Aretha Franklin has stopped the Telluride Film Festival from screening the late Sydney Pollack's film "Amazing Grace" that documented her legendary church performance in 1972.
Franklin filed a 10-page complaint (obtained by Deadline) on Sept. 4 in Colorado court to bar the release of the film by the National Film Preserve. She also asked for $75,000 in damages and to threaten future damages to deter further unauthorized screenings.
A federal judge in Denver granted a temporary restraining order to stop the Saturday night screening. Franklin issued this statement in response: "Justice, respect and what is right prevailed and one's right to own their own self-image."
A public commercial screening of "Amazing Grace" requires Franklin's permission, according to the complaint. The documentary film shot by Pollack, who died in 2008, shows the Queen of Soul's 1972 concert at the New Missionary Baptist Church in Los Angeles.

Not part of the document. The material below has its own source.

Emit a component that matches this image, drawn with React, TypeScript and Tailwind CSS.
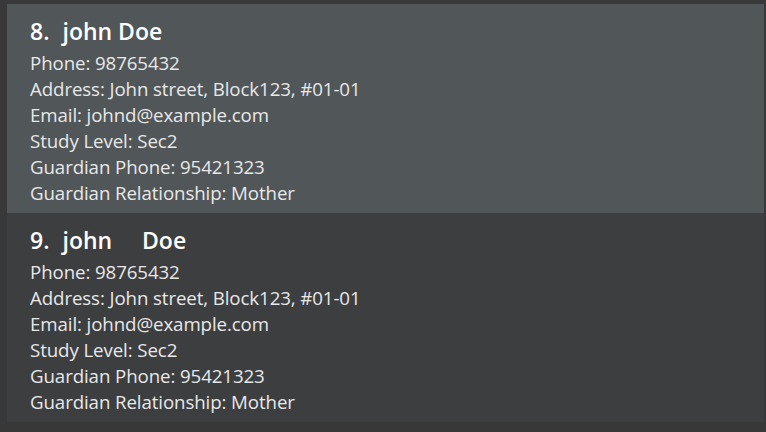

"Allowing the film to be shown violates Ms. Franklin's contractual rights, her intellectual property rights, her rights to use and control her name and likeness, and represents an invasion of her privacy," the complaint reads. "It is also in direct and specific violation of the quitclaim agreement by which the footage was obtained from the Warner Brothers organization by Mr. Alan Elliott, the purported producer of 'Amazing Grace.'"
Franklin sued Elliot in 2011 for use of the footage. They worked out a settlement and "the lawsuit was resolved after Elliott agreed to not release the film," according to the recent complaint.
"Amazing Grace" is still scheduled to screen at the Toronto International Film Festival on Sept. 10.
"We're proceeding with plans to screen 'Amazing Grace' at TIFF," TIFF Docs Programmer Thom Powers told Deadline. "We haven't heard of any legal procedures regarding the film in Toronto."